In order to bring certain tribunal claims, claimants have to show they are workers as opposed to self-employed contractors. In Pimlico Plumbers Ltd and anor v Smith, the Supreme Court held that a plumber who was ostensibly self-employed was a worker because of the degree of control that the company exercised over him.

Basic facts

Mr Smith worked for Pimlico Plumbers (PP) from 2005 to 2011 under two agreements which he signed in 2005 and 2009. The agreements together provided that he was “an independent contractor of the Company, in business on his own account…” and that the Company was under no obligation to offer work nor was he under an obligation to accept work. However another term provided that he was expected to be available for a minimum of 40 hours a week and he had to carry out the work himself unless he could find another Pimlico operative to do the work in his place.

On the other hand, he had to provide his own tools and bear some of the commercial risks. For example, if a customer did not pay or was late in paying for more than six months he would not get paid. He was also required to pay his own income tax and National Insurance and presented monthly invoices to PP for VAT.

Following his dismissal, Mr Smith brought a number of claims which, inter alia, required him to prove that he was a worker under section 230(3)(b) of the Employment Rights Act 1996 (ERA).

Relevant law

Section 230(3)(b) states that a "worker" is an individual who works under a contract and undertakes to “do or perform personally any work or services for another party to the contract whose status is not by virtue of the contract that of a client or customer of any profession or business undertaking carried on by the individual”.

Decisions of lower courts

The tribunal agreed that that Mr Smith was a worker under section 230(3)(b), as did the EAT (weekly LELR 405). The Court of Appeal agreed, holding that it was clear from the evidence that Mr Smith had to do the work personally. The tribunal found that he had a limited facility to substitute, for example he could arrange for another Pimlico plumber to do the job.
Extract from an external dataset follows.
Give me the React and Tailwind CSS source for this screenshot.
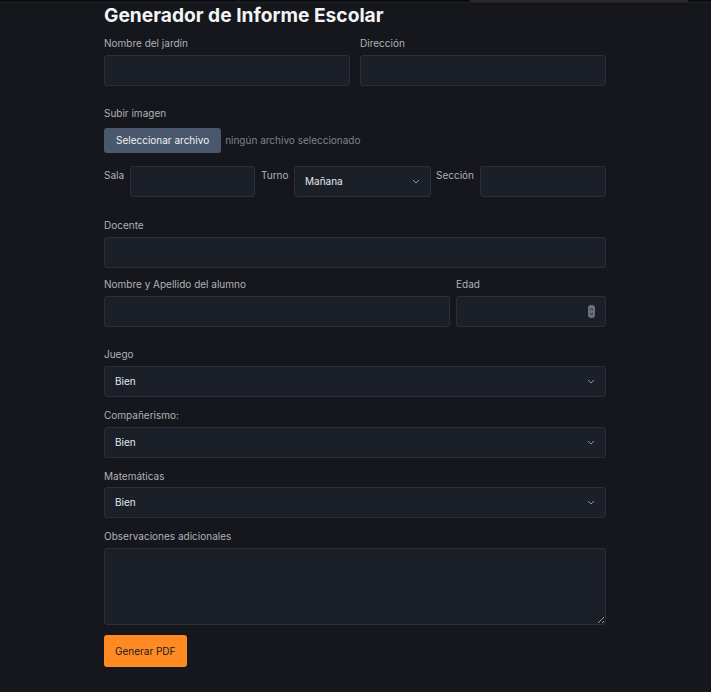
import React, { useState } from 'react';

const inputCls =
  'h-[31px] rounded-[3px] border border-[#2a2f3a] bg-[#1b1f27] px-2 text-[10px] text-[#e5e7eb] outline-none';

function Chevron() {
  return (
    <svg width="8" height="5" viewBox="0 0 8 5" className="text-[#8b909a]">
      <path d="M1 1l3 3 3-3" fill="none" stroke="currentColor" strokeWidth="1" />
    </svg>
  );
}

function FakeSelect({ value, className = '' }) {
  return (
    <div
      className={`flex h-[31px] items-center justify-between rounded-[3px] border border-[#2a2f3a] bg-[#1b1f27] pl-[10px] pr-[10px] text-[10px] text-[#e5e7eb] ${className}`}
    >
      <span>{value}</span>
      <Chevron />
    </div>
  );
}

function Label({ children, className = '' }) {
  return <div className={`text-[10px] leading-[16px] text-[#aeb2ba] ${className}`}>{children}</div>;
}

export default function App() {
  const [obs, setObs] = useState('');

  return (
    <div
      className="min-h-[692px] w-full bg-[#15171c]"
      style={{ fontFamily: 'Inter, "Noto Sans", sans-serif' }}
    >
      {/* franja superior */}
      <div className="flex h-[3px] border-b border-[#1f2127] bg-[#0d0e10]">
        <div className="w-[239px] border-r border-[#2a2a2a]" />
        <div className="w-[231px]" />
        <div className="w-[218px] border-r border-[#2a2a2a] bg-[#2b2b2d]" />
      </div>

      <div className="ml-[104px] w-[502px]">
        <h1 className="text-[19.2px] font-bold leading-[24px] text-[#f3f4f6]">
          Generador de Informe Escolar
        </h1>

        <div className="mt-[8px] flex gap-[10px]">
          <div className="flex-1">
            <Label>Nombre del jardín</Label>
            <input className={`${inputCls} mt-[4px] w-full`} />
          </div>
          <div className="flex-1">
            <Label>Dirección</Label>
            <input className={`${inputCls} mt-[4px] w-full`} />
          </div>
        </div>

        <Label className="mt-[19px]">Subir imagen</Label>
        <div className="mt-[7px] flex items-center gap-[4px]">
          <button className="h-[25px] rounded-[3px] bg-[#4a586d] px-[12px] text-[10px] text-[#eef0f3]">
            Seleccionar archivo
          </button>
          <span className="text-[10px] text-[#7d828c]">ningún archivo seleccionado</span>
        </div>

        <div className="mt-[13px] flex items-start">
          <Label className="mt-[1px] w-[26px] shrink-0">Sala</Label>
          <input className={`${inputCls} w-[125px] shrink-0`} />
          <Label className="ml-[6px] mt-[1px] w-[33px] shrink-0">Turno</Label>
          <FakeSelect value="Mañana" className="w-[137px] shrink-0" />
          <Label className="ml-[5px] mt-[1px] w-[44px] shrink-0">Sección</Label>
          <input className={`${inputCls} min-w-0 flex-1`} />
        </div>

        <Label className="mt-[20px]">Docente</Label>
        <input className={`${inputCls} mt-[4px] w-full`} />

        <div className="mt-[8px] flex gap-[6px]">
          <div className="flex-1">
            <Label>Nombre y Apellido del alumno</Label>
            <input className={`${inputCls} mt-[4px] w-full`} />
          </div>
          <div className="w-[150px]">
            <Label>Edad</Label>
            <div className="relative mt-[4px]">
              <input className={`${inputCls} w-full`} />
              <div className="absolute right-[11px] top-[9px] flex h-[13px] w-[7px] flex-col items-center justify-center rounded-[3px] bg-[#6b6f77]">
                <svg width="5" height="9" viewBox="0 0 5 9">
                  <path d="M1 3l1.5-1.5L4 3M1 6l1.5 1.5L4 6" fill="none" stroke="#1b1f27" strokeWidth="0.9" />
                </svg>
              </div>
            </div>
          </div>
        </div>

        <Label className="mt-[19px]">Juego</Label>
        <FakeSelect value="Bien" className="mt-[4px]" />

        <Label className="mt-[10px]">Compañerismo:</Label>
        <FakeSelect value="Bien" className="mt-[4px]" />

        <Label className="mt-[10px]">Matemáticas</Label>
        <FakeSelect value="Bien" className="mt-[3px]" />

        <Label className="mt-[10px]">Observaciones adicionales</Label>
        <textarea
          value={obs}
          onChange={(e) => setObs(e.target.value)}
          className="mt-[4px] block h-[77px] w-full rounded-[3px] border border-[#2a2f3a] bg-[#1b1f27] p-2 text-[10px] text-[#e5e7eb] outline-none"
        />

        <button className="mt-[10px] h-[32px] rounded-[3px] bg-[#ff8a24] px-[11px] text-[10px] text-[#1a1a1a]">
          Generar PDF
        </button>
      </div>
    </div>
  );
}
It was also clear the degree of control exercised by PP was inconsistent with it being a customer or client of a business run by Mr Smith. In particular, the restrictive covenant imposed by PP which precluded him from working as a plumber in any part of Greater London for three months after the agreement came to an end (weekly LELR 512).

Supreme Court decision

Although Mr Smith had a limited right to substitute, the Supreme Court held that “the dominant feature” of his contract involved an obligation to personally carry out the work. In particular, his contract referred to “your skills”, to a warranty that he was competent to perform the work and to a requirement of “a high standard of conduct and appearance”. In addition he had to wear a uniform and carry an ID card, all of which were requirements addressed to him personally.

In order to decide whether Pimlico was a client or customer of Mr Smith’s, the Court looked at the wording of the contractual documents. These showed that, on the one hand, Mr Smith was free to reject an offer of work but at the same time he had to be available for a minimum number of 40 hours per week. The Court considered this indicated he was engaged under an umbrella contract.

The evidence also showed that PP exercised tight control over Mr Smith including very severe terms on when and how much it was obliged to pay him. The Court therefore upheld the tribunal’s decision that Mr Smith was a worker. As this was the decision of the Supreme Court no further appeal is possible.

Comment

This case and that of Addison Lee v Gascoigne (also summarised in this LELR) are part of a series of recent cases on bogus self-employment. This happens when employers seek to categorise those working for them as “self-employed independent contractors” in order to reduce their costs and deny basic employment rights to workers such as:

  • the right to paid holidays
  • protection from discrimination; and
  • the right to bring a claim for unpaid wages in the employment tribunal.

A common tactic of employers is to write into the contract that the individual is “an independent contractor and that nothing shall render them an employee, worker or agent”. Oher common clauses include providing a right of substitution and denying any obligation to provide and accept work.  

Ultimately whether someone is a worker or genuinely self-employed is a question of fact for the courts to consider. Employers who seek to draft contracts which attempt to present to the public that those working for them are part of the workforce while at the same time claiming that they are self-employed are increasingly being challenged. Following the decision in Autoclenz v Belcher (weekly LELR 229) the courts will carefully examine whether the terms of the contract or agreement truly represents the reality of the working relationship.

It is clear that until employment status is reformed those who are engaged on bogus self-employed contracts will continue to challenge employers who seek to deny them basic employment rights.However, as each case is dependent on its own facts it is unlikely that the cases will provide the much-needed clarity on employment status.

The government launched a number of consultations earlier this year following the Taylor Review (see Spring LELR 2018) including how employment status could be made clearer for individuals and businesses. In our response Thompsons called on the government to:

  • use section 23 of the Employment Relations Act 1999 to extend to “workers” rights which are currently limited to “employees”
  • simplify the definition of worker status
  • put the burden of proof on the employer to prove that someone is not a worker.